Le ton du film peut être facétieux. Aviez-vous le sentiment, avec Chris Marker, de faire un film de copains ?
Complètement. On s’entendait comme larrons en foire. Et puis, nous étions en pleine découverte des gens, tout le temps surpris par eux. En fin de journée, nous parlions de ceux qu’on avait rencontrés, nous étions fascinés. Comme ce jeune militant du FLN qui apparaît à la fin du film : il faut voir comment il parle de la vie, des femmes, de la guerre… Avec ce film, j’ai appris à écouter, alors que dans mon métier, on a davantage l’habitude de regarder – on est presque sourd quand on filme. À partir du Joli Mai, nous avons formé une équipe inséparable avec Chris et Antoine.
Y avait-il beaucoup d’heures de rushs ? Avez-vous participé au montage ?
C’est toujours délicat de faire face à une telle richesse de matériau. Il y avait quarante-cinq heures de rushes, le premier montage faisait sept heures. Des courts métrages ont été réalisés avec les chutes. On se promettait d’en utiliser pour monter d’autres films, mais malheureusement beaucoup de choses ont été perdues. Je n’ai pas participé directement au montage – à ce moment-là, j’étais en sanatorium. J’en parlais avec Chris au téléphone. Chris n’a gardé au montage que les gens qui étaient intelligibles, pittoresques mais pas trop. Car c’est le danger lorsqu’on filme des gens dans la rue : se laisser happer par le pittoresque. On peut rapidement tomber dans la mystification. Ce qui me frappe également, c’est la façon dont les gens s’expriment, très bien, avec du vocabulaire, et sans chercher à se donner en spectacle.
Dans le film, la voix off dit que dans dix ans, les gens ne reconnaîtront plus ces lieux. Aviez-vous l’impression d’immortaliser un Paris appelé à disparaître ?
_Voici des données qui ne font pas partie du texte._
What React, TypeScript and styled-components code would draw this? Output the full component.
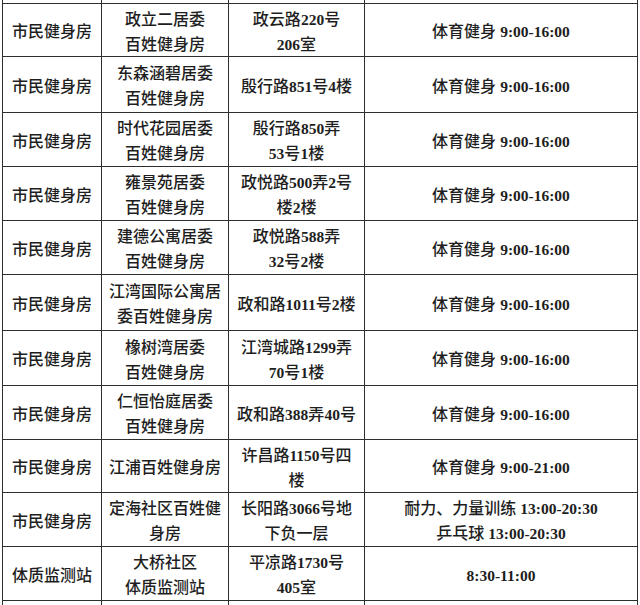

Je connais bien Paris, j’aime beaucoup cette ville. J’ai filmé le Paris que je connaissais et il a beaucoup changé depuis. Une ville, c’est comme un visage : lorsqu’on le regarde tous les jours, on ne le voit pas changer. Mais en vingt ans, les transformations sont énormes. Je pense au quartier des quais de Seine : les habitants ont changé, le paysage a changé. La prison de femmes de la Roquette n’existe plus non plus, c’était l’une des dernières prisons de Paris.